Core Responsibilities
1. Data Strategy & Preparation
At the mid-to-senior level, the focus shifts from "cleaning data" to building robust data pipelines.
Feature Engineering: Designing complex features that capture nuanced business logic.
Data Quality Governance: Implementing automated checks to detect data drift or corruption before it hits the model.
Advanced Wrangling: Handling massive, unstructured datasets using distributed computing frameworks like Spark or Dask.
2. Model Development & Validation
This is the heart of the role, requiring a deep understanding of the "why" behind the "how."
Experimental Design: Selecting the right architecture (e.g., Gradient Boosting, Transformers, or Reinforcement Learning) based on the specific constraints of the problem.
Hyperparameter Optimization: Using systematic approaches like Bayesian optimization to fine-tune performance.
Rigorous Testing: Moving beyond simple accuracy to look at precision-recall trade-offs, F1-scores, and A/B testing frameworks to validate real-world impact.
3. Deployment & Collaboration
You will act as the bridge between "the lab" and "the product."

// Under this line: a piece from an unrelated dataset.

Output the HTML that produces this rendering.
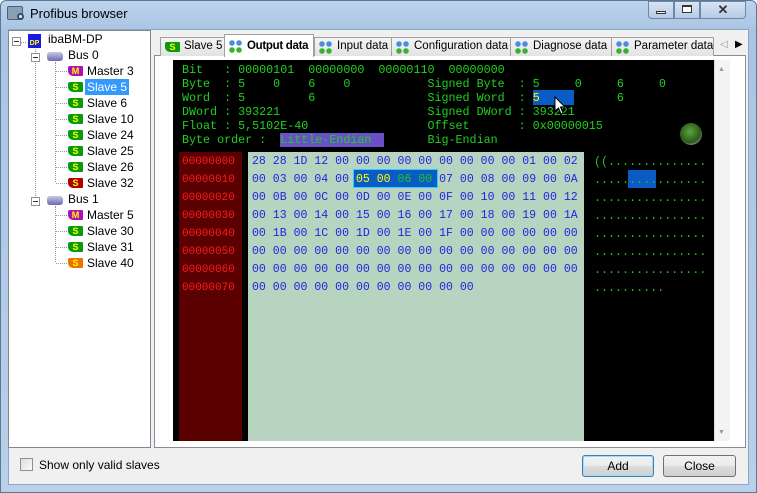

MLOps Collaboration: Working with ML Engineers to containerize models (using Docker/Kubernetes) and integrate them into CI/CD pipelines.
Model Monitoring: Establishing dashboards to track model performance in production and setting up "retraining triggers."
Optimisation: Partnering with engineers to reduce inference latency and optimize memory usage for real-time applications.
Required Technical Skills
- Programming: Advanced Python/R, SQL (expert level), and Spark.
- Modeling: Deep Learning (PyTorch/TensorFlow), Tree-based models (XGBoost/LightGBM).
- Cloud & DevOps: AWS/GCP/Azure ML suites, Docker, Git, and MLflow.
- Mathematics: Linear Algebra, Calculus, and Advanced Statistics (Bayesian Inference).